Former UN weapons inspector Hans Blix used to warn the US and Britain that it would be a wrong and illegal move to attack Iraq in 2003 as the Middle East country did not possess any weapons of mass desctruction (WMDs).
He also issued out warnings to both Western military powers that any attack on Iraq would put Washington and London under a bad world perception. He spoke in London yesterday.
"The interesting thing, was Iraq a danger in 2003? They were not a danger. They were practically prostrate .... What they got instead was a long period of anarchy.

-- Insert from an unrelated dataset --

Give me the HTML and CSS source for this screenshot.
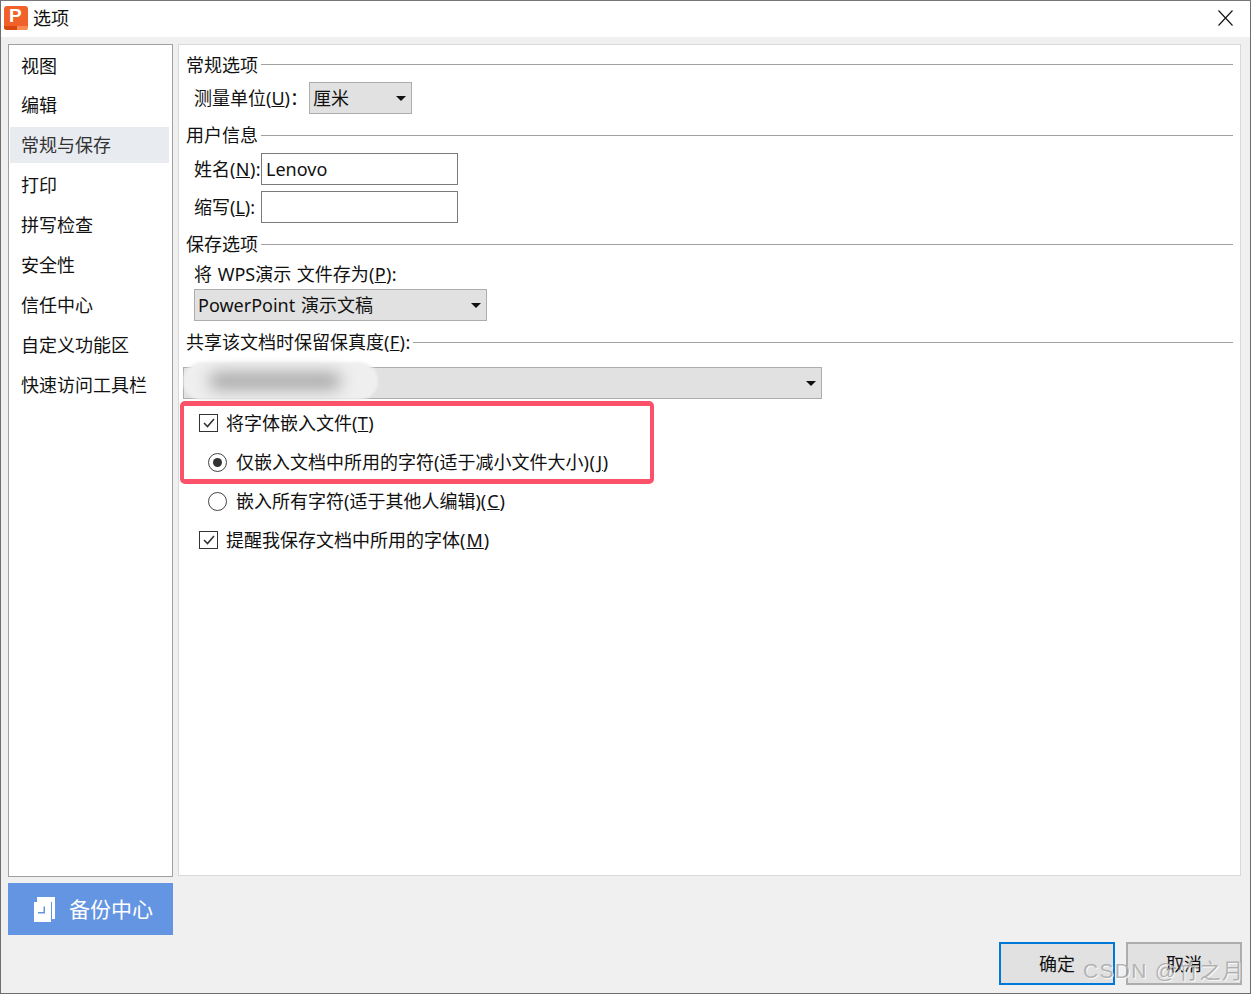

And one conclusion I would try to draw is that anarchy can be worse than tyranny," he said.
The United States and Britain argued that Saddam had chemical, biological and nuclear weapons and needed to be disarmed. After the invasion no banned weapons were found. Years of sectarian bloodshed ensued.
Blix's comments added weight to negative appraisals given by other senior figures at the inquiry which has raised tough questions about the decision by then US President George W. Bush and then British Prime Minister Tony Blair to invade.
Blix, who has long been an outspoken opponent of the decision to invade, told the inquiry that Washington was "high" on military power, and the US military timetable was "out of sync" with the diplomatic timetable, which would have given his team more time to carry out inspections.
Blix headed a UN team searching for banned arms, known as weapons of mass destruction (WMDs) in Iraq. He said his group's failure to find any WMDs should have caused Washington and London to question their intelligence.